Here are the toyon blossoms a bit closer - this was taken at dawn:

Really close they are not so spectacular. It's the way masses of them light things up that is so great:
Some salvias are blooming, but they are scrawny. I'll prune them before their spring growth spurt.

Tip! Las Pilitas web site has a large section with advice on pruning natives.

Here is a blossom of, I think, Salvia "Winnifred Gilman":

It really looks darker than the photo - very intense darkish blue-purple.

Now a couple cautionary tales, of different sorts.

Tale the first: As an expat Brit I like to have a few old favorites - like snapdragons (antirrhinum majus). But here are some in bloom - not in their pots, but escapees in a nearby garden bed, and thriving without extra irrigation. I think this may mean no more snapdragons for me!

Tale the second: Here is a plant that is native, and is in bloom - but isn't doing its job of hiding the chain-link fence (nor is the native vine behind it. I need to try pruning, to see if it bushes up - or else tie it up and get volunteers to grow right there and tie them up too. It's Keckiella cordifolia, Heartleaf Keckiella. It does reseed - I have several little volunteer plants that are very sweet, and I am curious to see how they grow. I don't think the reseeding would be a big problem in a garden - as I could pull these out if I didn't want them.
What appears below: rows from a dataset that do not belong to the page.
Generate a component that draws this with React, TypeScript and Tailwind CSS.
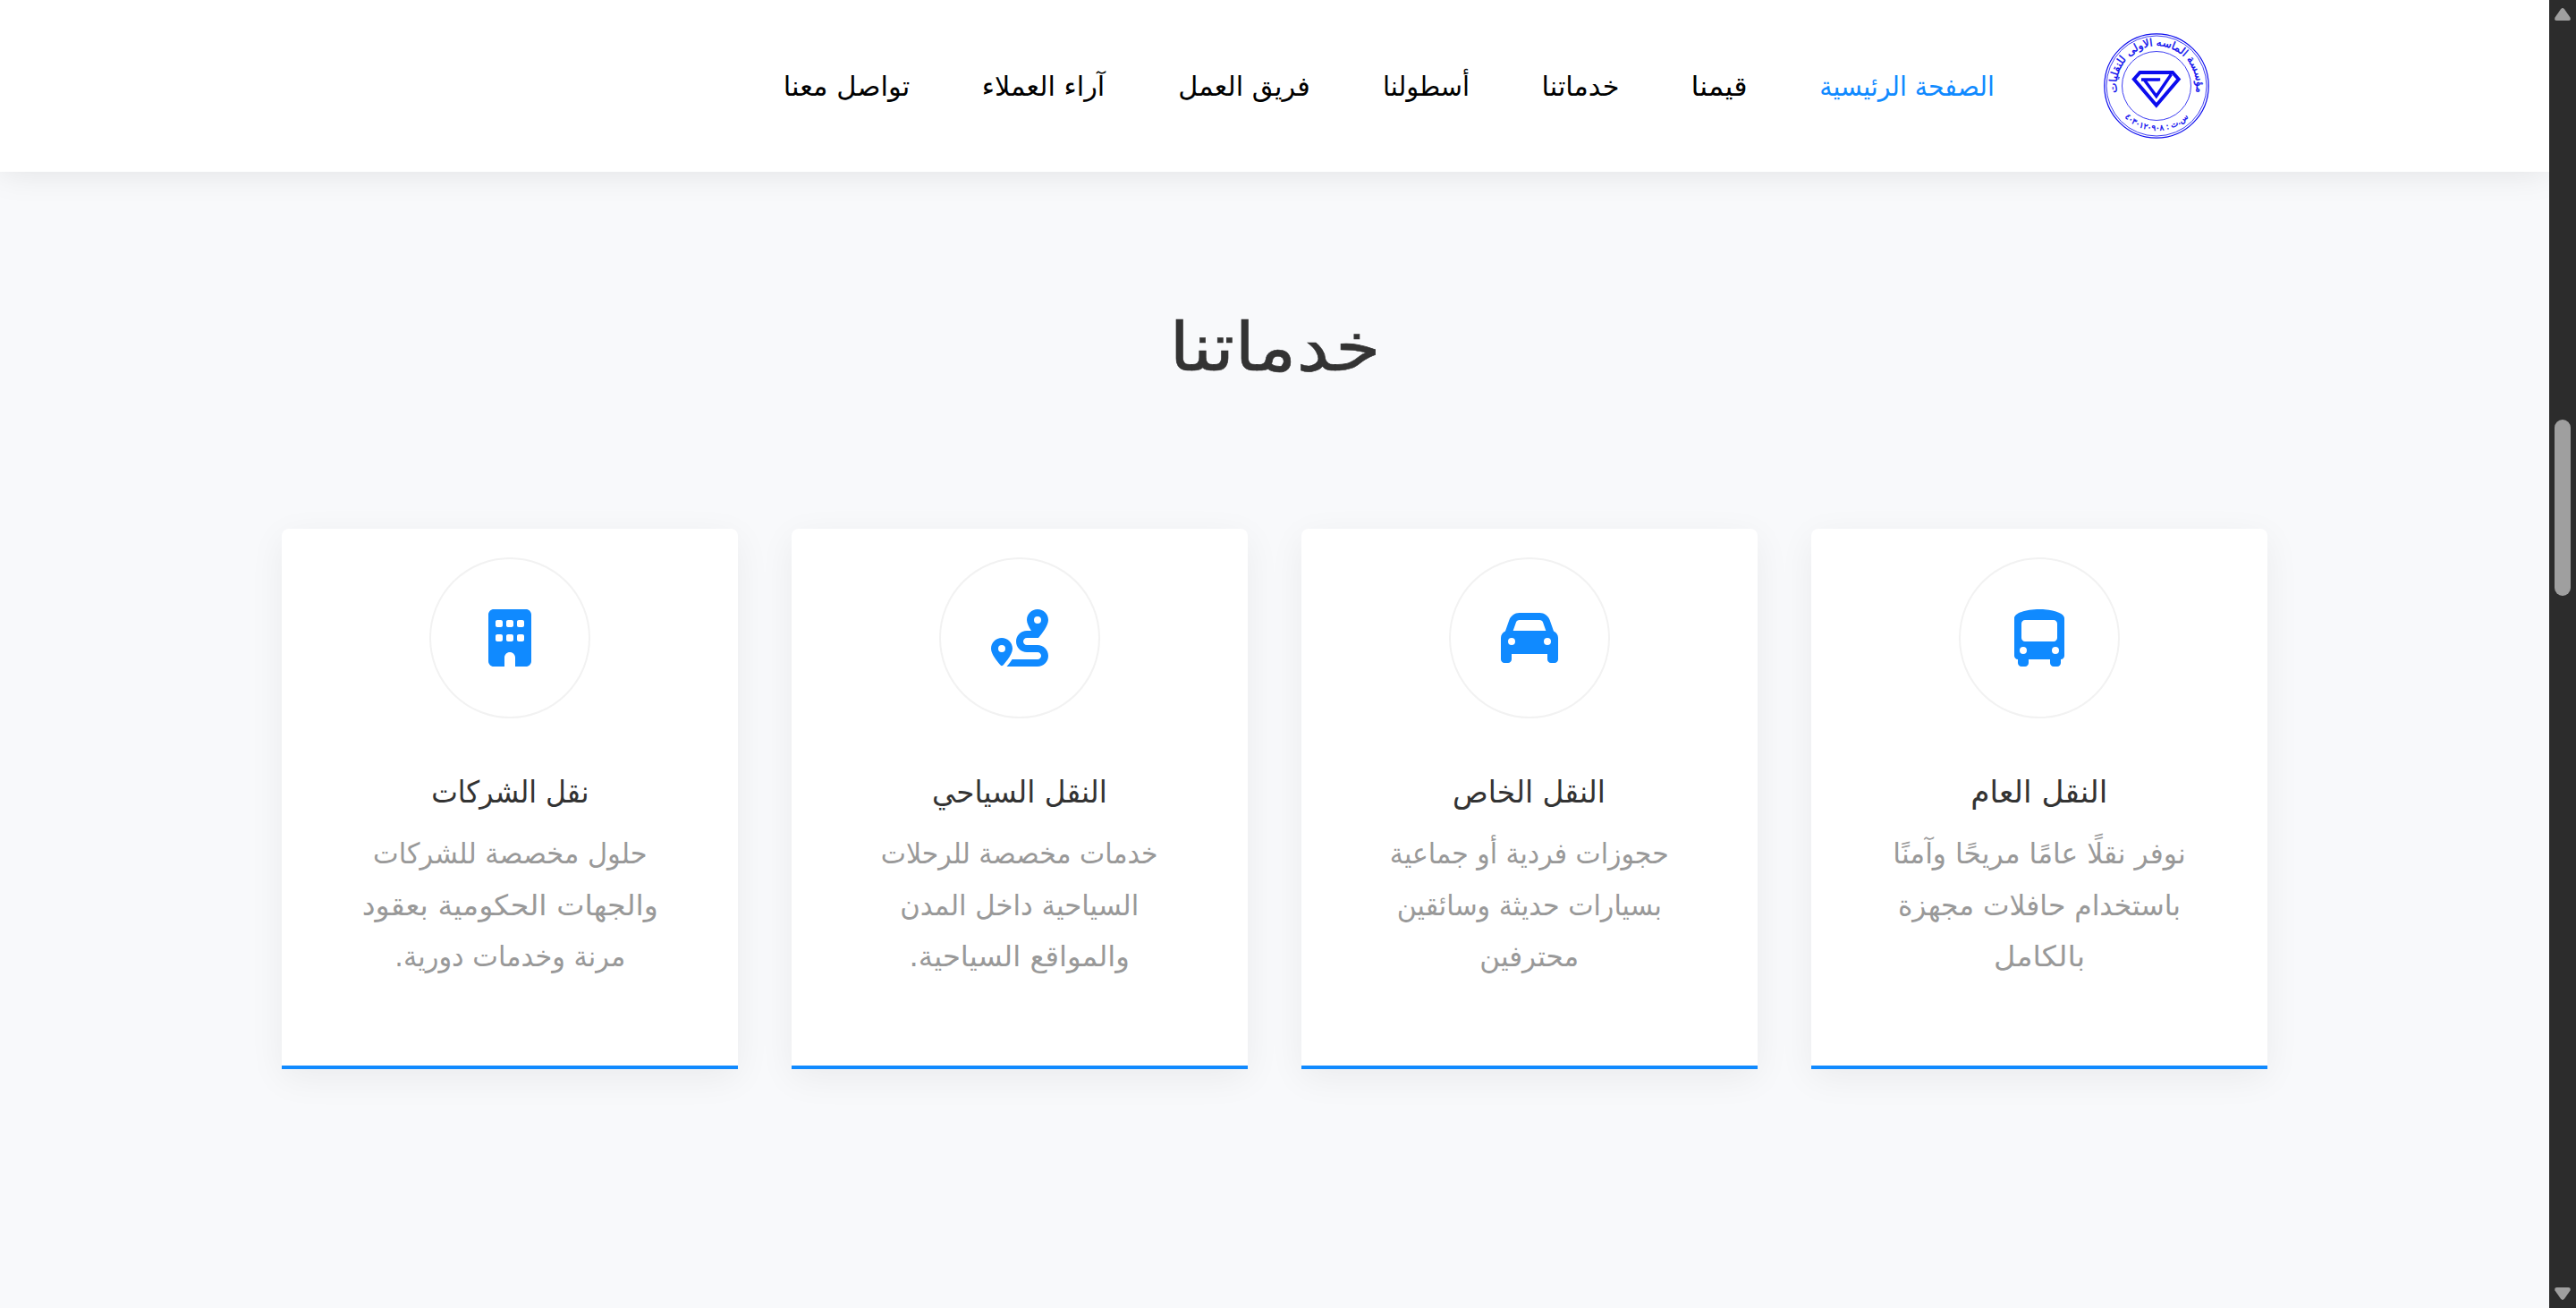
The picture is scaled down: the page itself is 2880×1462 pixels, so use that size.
import { FaBuilding, FaBusSimple, FaCar, FaRoute } from 'react-icons/fa6';
import type { IconType } from 'react-icons';

type Line = { text: string; scale: string };
type Service = { title: Line; lines: Line[]; Icon: IconType };

const navItems = [
  { label: 'الصفحة الرئيسية', width: 'w-[194px]', scale: 'scale-x-[0.945]' },
  { label: 'قيمنا', width: 'w-[60px]', scale: 'scale-x-[1.07]' },
  { label: 'خدماتنا', width: 'w-[84px]', scale: 'scale-x-[1.01]' },
  { label: 'أسطولنا', width: 'w-[95px]', scale: 'scale-x-[0.96]' },
  { label: 'فريق العمل', width: 'w-[146px]', scale: 'scale-x-[1.01]' },
  { label: 'آراء العملاء', width: 'w-[137px]', scale: 'scale-x-[1.01]' },
  { label: 'تواصل معنا', width: 'w-[137px]', scale: 'scale-x-[1.02]' },
];

const services: Service[] = [
  {
    title: { text: 'النقل العام', scale: 'scale-x-[1.01]' },
    lines: [
      { text: 'نوفر نقلًا عامًا مريحًا وآمنًا', scale: 'scale-x-[0.98]' },
      { text: 'باستخدام حافلات مجهزة', scale: 'scale-x-[0.98]' },
      { text: 'بالكامل', scale: 'scale-x-[1.05]' },
    ],
    Icon: FaBusSimple,
  },
  {
    title: { text: 'النقل الخاص', scale: 'scale-x-[0.965]' },
    lines: [
      { text: 'حجوزات فردية أو جماعية', scale: 'scale-x-[0.935]' },
      { text: 'بسيارات حديثة وسائقين', scale: 'scale-x-[0.94]' },
      { text: 'محترفين', scale: 'scale-x-[0.97]' },
    ],
    Icon: FaCar,
  },
  {
    title: { text: 'النقل السياحي', scale: 'scale-x-[0.96]' },
    lines: [
      { text: 'خدمات مخصصة للرحلات', scale: 'scale-x-[0.935]' },
      { text: 'السياحية داخل المدن', scale: 'scale-x-[0.96]' },
      { text: 'والمواقع السياحية.', scale: 'scale-x-[1.01]' },
    ],
    Icon: FaRoute,
  },
  {
    title: { text: 'نقل الشركات', scale: 'scale-x-[0.925]' },
    lines: [
      { text: 'حلول مخصصة للشركات', scale: 'scale-x-[0.95]' },
      { text: 'والجهات الحكومية بعقود', scale: 'scale-x-[1.04]' },
      { text: 'مرنة وخدمات دورية.', scale: 'scale-x-[0.95]' },
    ],
    Icon: FaBuilding,
  },
];

function Logo() {
  return (
    <svg viewBox="0 0 118 118" className="size-[118px] shrink-0" fill="none" stroke="#0c0cee">
      <circle cx="59" cy="59" r="58.2" strokeWidth="1.2" />
      <circle cx="59" cy="59" r="56" strokeWidth="0.8" />
      <circle cx="59" cy="59" r="38.5" strokeWidth="0.8" />
      <path id="upper" d="M17 74A44.6 44.6 0 1 1 101 74" stroke="none" />
      <path id="lower" d="M10 69A50 50 0 0 0 108 69" stroke="none" />
      <g fill="#0c0cee" stroke="#0c0cee" strokeWidth=".35" fontFamily="DejaVu Sans, sans-serif" textAnchor="middle">
        <text fontSize="12"><textPath href="#upper" startOffset="50%">مؤسسة الماسه الاولى للنقليات</textPath></text>
        <text fontSize="9" letterSpacing="3.2"><textPath href="#lower" startOffset="50%">س.ت : ٤٠٣٠١٢٠٩٠٨</textPath></text>
      </g>
      <path d="M40.5 44H77L83.7 51.5L58.8 80.8L33.8 51.5Z" strokeWidth="3.9" />
      <path d="M42 52H61.5V53.6M75.5 46L58.8 70.5L45.5 52.5" strokeWidth="3.4" />
    </svg>
  );
}

function ServiceCard({ title, lines, Icon }: Service) {
  return (
    <article className="flex h-[604px] w-[510px] flex-col items-center rounded-t-[8px] border-b-4 border-[#108aff] bg-white pt-8 text-center shadow-[0_10px_40px_rgba(0,0,0,0.06)]">
      <div className="flex size-[180px] items-center justify-center rounded-full border-2 border-[#f2f2f2]">
        <Icon className="h-16 w-auto text-[#108aff]" size={64} />
      </div>
      <h3 className={`mt-[52px] whitespace-nowrap text-[34px] leading-[60px] text-[#333] ${title.scale}`}>{title.text}</h3>
      <p className="mt-[11px] text-[32px] leading-[57.6px] text-[#999]">
        {lines.map((line) => (
          <span key={line.text} className={`block whitespace-nowrap ${line.scale}`}>{line.text}</span>
        ))}
      </p>
    </article>
  );
}

function Scrollbar() {
  return (
    <aside className="flex h-full w-[30px] shrink-0 flex-col items-center bg-[#2c2c2c] text-[#9f9f9f]">
      <svg viewBox="0 0 18 14" className="mt-[9px] h-[14px] w-[18px]" fill="currentColor"><path d="M7 1.2Q9-1 11 1.2L17.5 10.6Q18.6 14 15.5 14H2.5Q-.6 14 .5 10.6Z" /></svg>
      <div className="mt-[446px] h-[197px] w-[18px] rounded-full bg-[#9f9f9f]" />
      <svg viewBox="0 0 18 14" className="mt-auto mb-[9px] h-[14px] w-[18px] rotate-180" fill="currentColor"><path d="M7 1.2Q9-1 11 1.2L17.5 10.6Q18.6 14 15.5 14H2.5Q-.6 14 .5 10.6Z" /></svg>
    </aside>
  );
}

export default function App() {
  return (
    <div className="flex h-[1462px] w-[2880px] overflow-hidden bg-[#f8f9fb] font-['DejaVu_Sans',sans-serif]">
      <div dir="rtl" className="flex min-w-0 flex-1 flex-col">
        <header className="flex h-[192px] items-center bg-white pr-[380px] shadow-[0_0_36px_rgba(0,0,0,0.1)]">
          <Logo />
          <nav className="mr-[123px] flex gap-[83px] pt-px text-[30px] leading-[60px]">
            {navItems.map((item, i) => (
              <a key={item.label} className={`${item.width} ${item.scale} flex justify-center whitespace-nowrap ${i === 0 ? 'text-[#108aff]' : 'text-black'}`}>{item.label}</a>
            ))}
          </nav>
        </header>
        <main className="flex flex-col items-center">
          <h2 className="mt-[141px] mr-[-2px] scale-x-[1.1] text-[75px] leading-[110px] text-[#333] [-webkit-text-stroke:0.6px_#333]">خدماتنا</h2>
          <section className="mt-[148px] flex gap-[60px]">
            {services.map((s) => <ServiceCard key={s.title.text} {...s} />)}
          </section>
        </main>
      </div>
      <Scrollbar />
    </div>
  );
}
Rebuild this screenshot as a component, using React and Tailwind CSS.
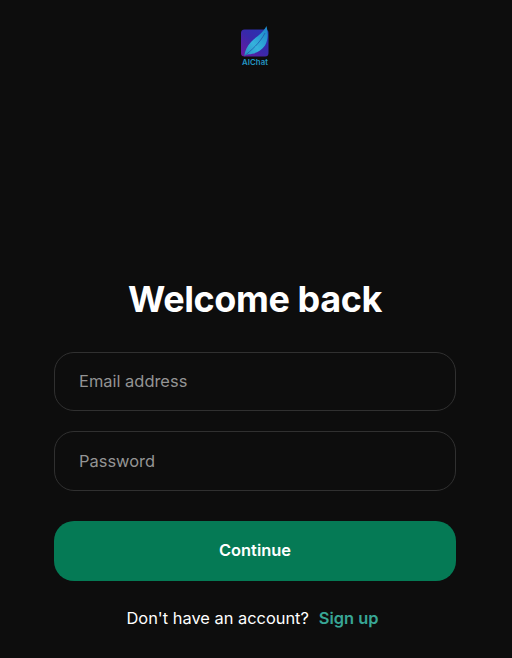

There is also a native vine barely in the picture - Clematis lasiantha, Chaparral Clematis. It's supposed to cover the fence but has been decidedly wimpy too, not much in the way of bloom. It's pretty, just not very vigorous. These plants have been in place three years. They are healthy enough, just not giving the coverage I had hoped for.

Also blooming is my survivor rose, the one that got rotitilled several times, eaten by deer, and transplanted into the pool garden. It's also got some kind of rose sickness that I haven't treated. But it keeps popping out flowers.

OK, enuf already. But wait, here's one more. A view over the valley I snapped this morning. Hmmm how to relate it to Bloom Day? - Thar's blooms in tham thar hills.... ??


I liked your bloom pictures, but what has moved me to comment is your statement about laying your own path and how proud you are of it. YOU SHOULD BE!!! Having done quite a bit of that over at the Havens, I totally know what hard work it is and your path looks beautiful. In your very first picture I saw the combination of flagstones and the other stone in the garden behind and said "This is a gardener after my own heart".

So congratulations on your beautiful path, and beware. Stone in the garden is addictive. I'm an addict and I am not even thinking of recovery (!)
Barbara E said…
Hi CM - If you come up with a native that will stay green, is small and can make it through the year between stepping stones, let me know! I so agree that it would be nice if there were a native for this "niche." The only thing that I came up with, but it is invasive, is Aster chilensis 'Point St. George'. Still it will go dormant without water, and with water it runs away to every place in your garden. Also it isn't as low and small as thyme.
chari and matt said…
I agree with your guess on the salvia. I have that species in my front yard, and the flowers look just the same.
NellJean said…
It's all interesting and I can appreciate what laying the path was like.
Great flowers! The monardella looks like it makes a great edging plant. I'm warming to toyons the more I see them. The flowers aren't spectacular, but they do present a nice texture contrast to the green--and they'll be red berries before too long!

The only native steppingstone filler I can think of that I have any experience with would be Dichondra occidentalis. It doesn't have quite the same lust for life that thyme does. It also does that dormancy thing every now and then, though mine seem to hang around most of the year without much water.
Gail said…
I admire your work to create a garden filled with mostly natives! Thyme is a such a lovely edger, the bees seem to enjoy it and you can clip it for adding to the soup pot~~that's not so bad! Love the valley view.
Christine said…
If it was a shady spot, perhaps you could try satureja douglasii (yerba buena) and I really like using eriogonum grande rubescens (santa cruz island buckwheat)for sun although it does send up tall flower stalks in summer. Lovely photos! Thanks for sharing!
Brad B said…
Love the salvia whatever it is, and the toyon. And thanks for the las pilitas link on native pruning. I love their website. Happy bloom day.
Rosemarie said…
what a view that last picture is - I am envious!
The picture of your valley is context, of course. Also beauty. What you said about the toyon is a good observation, true of many plants: they provide a certain luminescence which is actually hindered by looking closely instead of helped. Though I did quite like that early-morning shot of the toyon flowers.

OK, I admit it: I've got snapdragon envy! Those colors are sooooo beautiful, never seen anything like it. I grow my snaps in large containers and they're very happy, maybe you could have them that way.